Data records
━━━━━━━━━━━━━━━━

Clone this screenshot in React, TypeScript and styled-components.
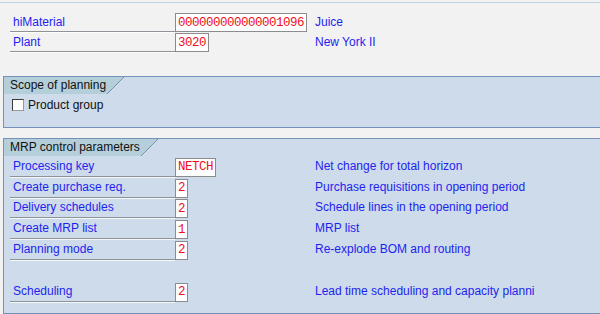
import React from "react";
import styled, { createGlobalStyle } from "styled-components";

const Global = createGlobalStyle`
  html, body { margin: 0; padding: 0; }
  body {
    background: #f2f2f2;
    font-family: "Liberation Sans", Arial, sans-serif;
    font-size: 12px;
  }
`;

const Page = styled.div`
  width: 600px;
  height: 314px;
  overflow: hidden;
  background: #f2f2f2;
`;

const TopLine = styled.div`
  margin-top: 2px;
  height: 1px;
  background: #bed3e5;
`;

const Header = styled.div`
  margin-top: 10px;
  padding-left: 10px;
  display: flex;
  flex-direction: column;
  gap: 1px;
`;

const Row = styled.div<{ $h: number }>`
  display: grid;
  grid-template-columns: 165px 140px 1fr;
  height: ${(p) => p.$h}px;
  align-items: end;
`;

const Label = styled.div`
  height: 100%;
  box-sizing: border-box;
  border-bottom: 1px solid #8f9399;
  box-shadow: 0 1px 0 rgba(255, 255, 255, 0.8);
  padding-left: 3px;
  display: flex;
  align-items: center;
  color: #1f1ff0;
  white-space: nowrap;
`;

const Field = styled.div`
  justify-self: start;
  height: 19px;
  box-sizing: border-box;
  border: 1px solid #8c8c8c;
  background: #fff;
  color: #f0101a;
  font-family: "Liberation Mono", "Courier New", monospace;
  font-size: 12.5px;
  letter-spacing: -0.5px;
  padding: 0 2px 0 2px;
  display: flex;
  align-items: center;
  white-space: nowrap;
`;

const Desc = styled.div`
  align-self: stretch;
  display: flex;
  align-items: center;
  color: #1f1ff0;
  white-space: nowrap;
  padding-bottom: 1px;
`;

const Group = styled.div<{ $top: number; $h: number }>`
  margin-top: ${(p) => p.$top}px;
  margin-left: 3px;
  height: ${(p) => p.$h}px;
  box-sizing: border-box;
  border: 1px solid #7391b9;
  border-right: none;
  background: #cddbea;
`;

const Tab = styled.div`
  display: flex;
  height: 17px;
`;

const TabLabel = styled.div`
  background: #b4cfda;
  padding: 0 1px 0 6px;
  line-height: 17px;
  color: #111;
  white-space: nowrap;
`;

const CheckRow = styled.label`
  display: flex;
  align-items: center;
  gap: 4px;
  margin-top: 4px;
  padding-left: 8px;
  color: #111;
`;

const CheckBox = styled.span`
  width: 12px;
  height: 12px;
  box-sizing: border-box;
  border: 1px solid #3a3a3a;
  border-right-color: #9a9a9a;
  border-bottom-color: #9a9a9a;
  background: #fff;
`;

const Rows = styled.div`
  padding-left: 6px;
  display: flex;
  flex-direction: column;
`;

const Spacer = styled.div`
  height: 20.8px;
`;

const Slant = () => (
  <svg width="17" height="17" viewBox="0 0 17 17">
    <polygon points="0,0 17,0 0,17" fill="#b4cfda" />
    <line x1="17" y1="0" x2="0" y2="17" stroke="#7391b9" strokeWidth="1" />
  </svg>
);

const GroupTitle = ({ text }: { text: string }) => (
  <Tab>
    <TabLabel>{text}</TabLabel>
    <Slant />
  </Tab>
);

const mrp: [string, string, string][] = [
  ["Processing key", "NETCH", "Net change for total horizon"],
  ["Create purchase req.", "2", "Purchase requisitions in opening period"],
  ["Delivery schedules", "2", "Schedule lines in the opening period"],
  ["Create MRP list", "1", "MRP list"],
  ["Planning mode", "2", "Re-explode BOM and routing"],
];

export default function App() {
  return (
    <Page>
      <Global />
      <TopLine />
      <Header>
        <Row $h={19}>
          <Label>hiMaterial</Label>
          <Field>000000000000001096</Field>
          <Desc>Juice</Desc>
        </Row>
        <Row $h={19}>
          <Label>Plant</Label>
          <Field>3020</Field>
          <Desc>New York II</Desc>
        </Row>
      </Header>
      <Group $top={24} $h={52}>
        <GroupTitle text="Scope of planning" />
        <CheckRow>
          <CheckBox />
          Product group
        </CheckRow>
      </Group>
      <Group $top={10} $h={176}>
        <GroupTitle text="MRP control parameters" />
        <Rows>
          {mrp.map(([l, v, d]) => (
            <Row $h={20.8} key={l}>
              <Label>{l}</Label>
              <Field>{v}</Field>
              <Desc>{d}</Desc>
            </Row>
          ))}
          <Spacer />
          <Row $h={20.8}>
            <Label>Scheduling</Label>
            <Field>2</Field>
            <Desc>Lead time scheduling and capacity planni</Desc>
          </Row>
        </Rows>
      </Group>
    </Page>
  );
}
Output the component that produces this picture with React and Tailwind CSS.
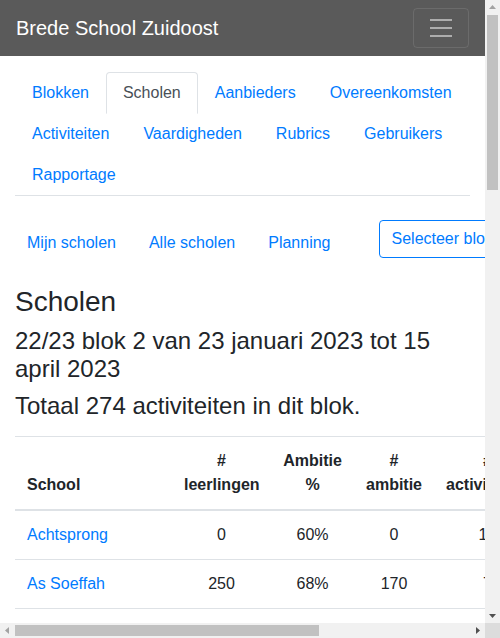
import React from 'react';

const tabs = [
  { id: 'blokken', label: 'Blokken' },
  { id: 'scholen', label: 'Scholen' },
  { id: 'aanbieders', label: 'Aanbieders' },
  { id: 'overeenkomsten', label: 'Overeenkomsten' },
  { id: 'activiteiten', label: 'Activiteiten' },
  { id: 'vaardigheden', label: 'Vaardigheden' },
  { id: 'rubrics', label: 'Rubrics' },
  { id: 'gebruikers', label: 'Gebruikers' },
  { id: 'rapportage', label: 'Rapportage' },
];

const schools = [
  ['Achtsprong', 0, '60%', 0, 14, '0%', 0],
  ['As Soeffah', 250, '68%', 170, 7, '4%', 21],
  ['Bijlmerhorst', 310, '55%', 171, 12, '7%', 36],
  ['De Bonte Kraai', 198, '62%', 123, 9, '7%', 27],
  ['De Catamaran', 402, '70%', 281, 15, '5%', 45],
  ['De Polsstok', 225, '58%', 131, 8, '6%', 24],
  ['Het Gein', 188, '65%', 122, 6, '5%', 18],
  ['De Grote Beer', 276, '60%', 166, 11, '7%', 33],
  ['Haydn', 150, '64%', 96, 5, '5%', 15],
  ['Karel Doorman', 343, '57%', 196, 13, '7%', 39],
  ['De Kameleon', 212, '66%', 140, 7, '5%', 21],
  ['Klimop', 164, '61%', 100, 6, '6%', 18],
  ['De Kraal', 298, '63%', 188, 10, '5%', 30],
  ['Medemblik', 187, '59%', 110, 7, '6%', 21],
  ['Nelson Mandela', 356, '69%', 246, 14, '6%', 42],
];

const columns = [
  { key: 'school', top: '', bottom: 'School', width: 'w-[157px]', align: 'text-left' },
  { key: 'leerlingen', top: '#', bottom: 'leerlingen', width: 'w-[99px]', align: 'text-center' },
  { key: 'ambitiepct', top: 'Ambitie', bottom: '%', width: 'w-[83px]', align: 'text-center' },
  { key: 'ambitie', top: '#', bottom: 'ambitie', width: 'w-[80px]', align: 'text-center' },
  { key: 'activiteiten', top: '#', bottom: 'activiteiten', width: 'w-[107px]', align: 'text-center' },
  { key: 'behaald', top: 'Behaald', bottom: '%', width: 'w-[85px]', align: 'text-center' },
  { key: 'uren', top: '#', bottom: 'uren', width: 'w-[100px]', align: 'text-center' },
];

const Navbar = () => (
  <nav className="h-14 shrink-0 bg-[#5a5a5a] px-4 py-2 flex items-center justify-between">
    <a href="#" className="text-xl leading-[30px] text-white">Brede School Zuidoost</a>
    <button className="w-14 h-10 px-3 py-1 border border-white/10 rounded flex items-center justify-center">
      <svg width="30" height="30" viewBox="0 0 30 30">
        <path d="M4 7h22M4 15h22M4 23h22" stroke="rgba(255,255,255,0.5)" strokeWidth="2" />
      </svg>
    </button>
  </nav>
);

const Tabs = ({ active }) => (
  <ul className="flex flex-wrap border-b border-[#dee2e6]">
    {tabs.map((tab) => {
      const isActive = tab.id === active;
      return (
        <li key={tab.id} className="-mb-px">
          <a
            href="#"
            className={
              isActive
                ? 'block px-4 py-2 border border-[#dee2e6] border-b-white rounded-t bg-white text-[#495057]'
                : 'block px-4 py-2 border border-transparent rounded-t text-[#007bff]'
            }
          >
            {tab.label}
          </a>
        </li>
      );
    })}
  </ul>
);

const SubNav = () => (
  <div className="mt-6 flex items-start">
    <ul className="flex shrink-0 gap-[1px] -ml-1 pt-[3px]">
      {['Mijn scholen', 'Alle scholen', 'Planning'].map((label) => (
        <li key={label} className="shrink-0">
          <a href="#" className="block px-4 py-2 whitespace-nowrap text-[#007bff]">{label}</a>
        </li>
      ))}
    </ul>
    <button className="ml-[32px] shrink-0 whitespace-nowrap h-[38px] px-3 border border-[#007bff] rounded text-[#007bff] flex items-center">
      Selecteer blok
      <span className="ml-1 inline-block w-0 h-0 border-x-[5px] border-x-transparent border-t-[5px] border-t-[#007bff]" />
    </button>
  </div>
);

const SchoolTable = () => (
  <table className="table-fixed border-collapse w-[711px] shrink-0 mt-[15px] mb-4 text-[#212529]">
    <thead>
      <tr>
        {columns.map((col) => (
          <th
            key={col.key}
            className={`${col.width} ${col.align} p-3 align-bottom font-bold border-t border-b-2 border-[#dee2e6]`}
          >
            {col.top && <div>{col.top}</div>}
            <div>{col.bottom}</div>
          </th>
        ))}
      </tr>
    </thead>
    <tbody>
      {schools.map((row) => (
        <tr key={row[0]}>
          <td className="p-3 border-t border-[#dee2e6]">
            <a href="#" className="text-[#007bff]">{row[0]}</a>
          </td>
          {row.slice(1).map((val, i) => (
            <td key={i} className="p-3 text-center border-t border-[#dee2e6]">{val}</td>
          ))}
        </tr>
      ))}
    </tbody>
  </table>
);

// arrow glyphs of the window scrollbars
const Arrow = ({ dir, color }) => {
  const points = {
    up: '4,9 11,9 7.5,5',
    down: '4,6 11,6 7.5,10',
    left: '9,4 9,11 5,7.5',
    right: '6,4 6,11 10,7.5',
  }[dir];
  return (
    <svg width="15" height="15" viewBox="0 0 15 15">
      <polygon points={points} fill={color} />
    </svg>
  );
};

export default function App() {
  return (
    <div className="w-[500px] h-[638px] overflow-hidden grid grid-cols-[485px_15px] grid-rows-[623px_15px] font-['Liberation_Sans',Arial,sans-serif] text-base leading-6 text-[#212529] bg-white">
      {/* page */}
      <div className="overflow-hidden flex flex-col">
        <Navbar />
        <div className="px-[15px] mt-4">
          <Tabs active="scholen" />
          <SubNav />
          <h3 className="mt-[22px] mb-2 text-[28px] leading-[1.2] font-medium">Scholen</h3>
          <h4 className="mb-2 text-2xl leading-[1.2] font-medium">22/23 blok 2 van 23 januari 2023 tot 15 april 2023</h4>
          <h4 className="mb-2 text-2xl leading-[1.2] font-medium">Totaal 274 activiteiten in dit blok.</h4>
          <SchoolTable />
        </div>
      </div>

      {/* vertical scrollbar */}
      <div className="bg-[#f1f1f1] flex flex-col">
        <div className="h-[15px] shrink-0"><Arrow dir="up" color="#a3a3a3" /></div>
        <div className="h-[175px] mx-[2px] shrink-0 bg-[#c1c1c1]" />
        <div className="flex-1" />
        <div className="h-[15px] shrink-0"><Arrow dir="down" color="#505050" /></div>
      </div>

      {/* horizontal scrollbar */}
      <div className="bg-[#f1f1f1] flex">
        <div className="w-[15px] shrink-0"><Arrow dir="left" color="#a3a3a3" /></div>
        <div className="w-[304px] my-[2px] shrink-0 bg-[#c1c1c1]" />
        <div className="flex-1" />
        <div className="w-[15px] shrink-0"><Arrow dir="right" color="#505050" /></div>
      </div>

      <div className="bg-[#dcdcdc]" />
    </div>
  );
}
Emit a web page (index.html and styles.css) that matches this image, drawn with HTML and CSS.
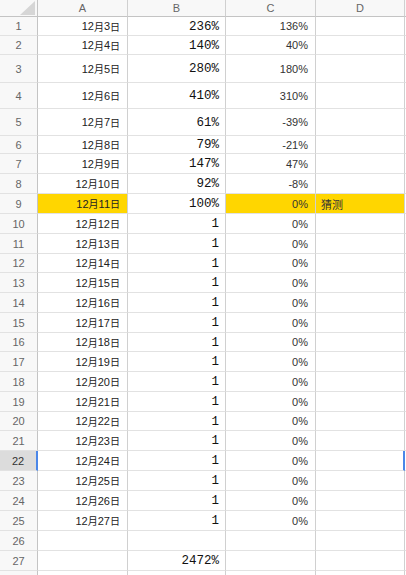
FILE: index.html
```html
<!DOCTYPE html>
<html>
<head>
<meta charset="utf-8">
<link rel="stylesheet" href="styles.css">
</head>
<body>
<div class="sheet">
  <div class="row head"><div class="rh corner"><span class="tri"></span></div><div class="c ch">A</div><div class="c ch">B</div><div class="c ch">C</div><div class="c ch">D</div><div class="c ch e"></div></div>
  <div class="row r19"><div class="rh">1</div><div class="c a">12<span class="k">月</span>3<span class="k">日</span></div><div class="c b">236%</div><div class="c p">136%</div><div class="c d"></div><div class="c e"></div></div>
  <div class="row r19"><div class="rh">2</div><div class="c a">12<span class="k">月</span>4<span class="k">日</span></div><div class="c b">140%</div><div class="c p">40%</div><div class="c d"></div><div class="c e"></div></div>
  <div class="row r28"><div class="rh">3</div><div class="c a">12<span class="k">月</span>5<span class="k">日</span></div><div class="c b">280%</div><div class="c p">180%</div><div class="c d"></div><div class="c e"></div></div>
  <div class="row r26"><div class="rh">4</div><div class="c a">12<span class="k">月</span>6<span class="k">日</span></div><div class="c b">410%</div><div class="c p">310%</div><div class="c d"></div><div class="c e"></div></div>
  <div class="row r27"><div class="rh">5</div><div class="c a">12<span class="k">月</span>7<span class="k">日</span></div><div class="c b">61%</div><div class="c p">-39%</div><div class="c d"></div><div class="c e"></div></div>
  <div class="row r18"><div class="rh">6</div><div class="c a">12<span class="k">月</span>8<span class="k">日</span></div><div class="c b">79%</div><div class="c p">-21%</div><div class="c d"></div><div class="c e"></div></div>
  <div class="row"><div class="rh">7</div><div class="c a">12<span class="k">月</span>9<span class="k">日</span></div><div class="c b">147%</div><div class="c p">47%</div><div class="c d"></div><div class="c e"></div></div>
  <div class="row"><div class="rh">8</div><div class="c a">12<span class="k">月</span>10<span class="k">日</span></div><div class="c b">92%</div><div class="c p">-8%</div><div class="c d"></div><div class="c e"></div></div>
  <div class="row"><div class="rh">9</div><div class="c a hl">12<span class="k">月</span>11<span class="k">日</span></div><div class="c b">100%</div><div class="c p hl">0%</div><div class="c d hl">猜测</div><div class="c e"></div></div>
  <div class="row"><div class="rh">10</div><div class="c a">12<span class="k">月</span>12<span class="k">日</span></div><div class="c b">1</div><div class="c p">0%</div><div class="c d"></div><div class="c e"></div></div>
  <div class="row"><div class="rh">11</div><div class="c a">12<span class="k">月</span>13<span class="k">日</span></div><div class="c b">1</div><div class="c p">0%</div><div class="c d"></div><div class="c e"></div></div>
  <div class="row r19"><div class="rh">12</div><div class="c a">12<span class="k">月</span>14<span class="k">日</span></div><div class="c b">1</div><div class="c p">0%</div><div class="c d"></div><div class="c e"></div></div>
  <div class="row"><div class="rh">13</div><div class="c a">12<span class="k">月</span>15<span class="k">日</span></div><div class="c b">1</div><div class="c p">0%</div><div class="c d"></div><div class="c e"></div></div>
  <div class="row"><div class="rh">14</div><div class="c a">12<span class="k">月</span>16<span class="k">日</span></div><div class="c b">1</div><div class="c p">0%</div><div class="c d"></div><div class="c e"></div></div>
  <div class="row"><div class="rh">15</div><div class="c a">12<span class="k">月</span>17<span class="k">日</span></div><div class="c b">1</div><div class="c p">0%</div><div class="c d"></div><div class="c e"></div></div>
  <div class="row r19"><div class="rh">16</div><div class="c a">12<span class="k">月</span>18<span class="k">日</span></div><div class="c b">1</div><div class="c p">0%</div><div class="c d"></div><div class="c e"></div></div>
  <div class="row"><div class="rh">17</div><div class="c a">12<span class="k">月</span>19<span class="k">日</span></div><div class="c b">1</div><div class="c p">0%</div><div class="c d"></div><div class="c e"></div></div>
  <div class="row"><div class="rh">18</div><div class="c a">12<span class="k">月</span>20<span class="k">日</span></div><div class="c b">1</div><div class="c p">0%</div><div class="c d"></div><div class="c e"></div></div>
  <div class="row"><div class="rh">19</div><div class="c a">12<span class="k">月</span>21<span class="k">日</span></div><div class="c b">1</div><div class="c p">0%</div><div class="c d"></div><div class="c e"></div></div>
  <div class="row r19"><div class="rh">20</div><div class="c a">12<span class="k">月</span>22<span class="k">日</span></div><div class="c b">1</div><div class="c p">0%</div><div class="c d"></div><div class="c e"></div></div>
  <div class="row"><div class="rh">21</div><div class="c a">12<span class="k">月</span>23<span class="k">日</span></div><div class="c b">1</div><div class="c p">0%</div><div class="c d"></div><div class="c e"></div></div>
  <div class="row sel"><div class="rh">22</div><div class="c a">12<span class="k">月</span>24<span class="k">日</span></div><div class="c b">1</div><div class="c p">0%</div><div class="c d"></div><div class="c e"></div></div>
  <div class="row"><div class="rh">23</div><div class="c a">12<span class="k">月</span>25<span class="k">日</span></div><div class="c b">1</div><div class="c p">0%</div><div class="c d"></div><div class="c e"></div></div>
  <div class="row"><div class="rh">24</div><div class="c a">12<span class="k">月</span>26<span class="k">日</span></div><div class="c b">1</div><div class="c p">0%</div><div class="c d"></div><div class="c e"></div></div>
  <div class="row"><div class="rh">25</div><div class="c a">12<span class="k">月</span>27<span class="k">日</span></div><div class="c b">1</div><div class="c p">0%</div><div class="c d"></div><div class="c e"></div></div>
  <div class="row"><div class="rh">26</div><div class="c a"></div><div class="c b"></div><div class="c p"></div><div class="c d"></div><div class="c e"></div></div>
  <div class="row"><div class="rh">27</div><div class="c a"></div><div class="c b">2472%</div><div class="c p"></div><div class="c d"></div><div class="c e"></div></div>
  <div class="row"><div class="rh"></div><div class="c a"></div><div class="c b"></div><div class="c p"></div><div class="c d"></div><div class="c e"></div></div>
</div>
</body>
</html>
```

FILE: styles.css
```css
html, body {
  margin: 0;
  padding: 0;
  background: #ffffff;
  overflow: hidden;
}

.sheet {
  width: 406px;
  height: 575px;
  overflow: hidden;
  font-family: "Liberation Sans", "Noto Sans CJK SC", sans-serif;
  font-size: 11px;
  color: #222;
}

.row {
  display: grid;
  grid-template-columns: 38px 90px 98px 90px 89px 1fr;
  height: 20px;
}

.row.head { height: 17px; }
.row.r18 { height: 18px; }
.row.r19 { height: 19px; }
.row.r26 { height: 26px; }
.row.r27 { height: 27px; }
.row.r28 { height: 28px; }

.rh, .c {
  box-sizing: border-box;
  display: flex;
  align-items: center;
  border-bottom: 1px solid #e2e2e2;
  border-right: 1px solid #d0d0d0;
  overflow: hidden;
  white-space: nowrap;
}

.rh {
  justify-content: center;
  background: #f8f8f8;
  color: #666;
  border-right-color: #c4c4c4;
  font-size: 11px;
}

.head .rh, .head .c {
  border-bottom-color: #c4c4c4;
}

.corner {
  position: relative;
}

.tri {
  position: absolute;
  right: 2px;
  bottom: 1px;
  width: 0;
  height: 0;
  border-left: 15px solid transparent;
  border-bottom: 14px solid #d6d6d6;
}

.ch {
  justify-content: center;
  background: #f8f8f8;
  color: #666;
  font-size: 11px;
}

.a, .b, .p {
  justify-content: flex-end;
  padding-right: 7px;
}

.a { color: #222; }

.k { font-size: 10px; }

.b {
  font-family: "Liberation Mono", monospace;
  font-size: 12.5px;
  color: #111;
  padding-right: 6px;
  padding-top: 1px;
}

.p { color: #333; }

.d {
  padding-left: 5px;
  color: #333;
}

.e { border-right: none; }

.hl { background: #ffd600; }

.sel .rh {
  background: #dcdcdc;
  color: #333;
  border-right: 2px solid #4a86e8;
}

.sel .d {
  border-right: 2px solid #4a86e8;
}
```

━━━━━━━━━━━━━━━━

> Set task
Repeat only the lines running from "Output the component" to "import React from 'react';", ends included, and leave the pictures out.

> Final answer
Output the component that produces this picture with React and Tailwind CSS.
import React from 'react';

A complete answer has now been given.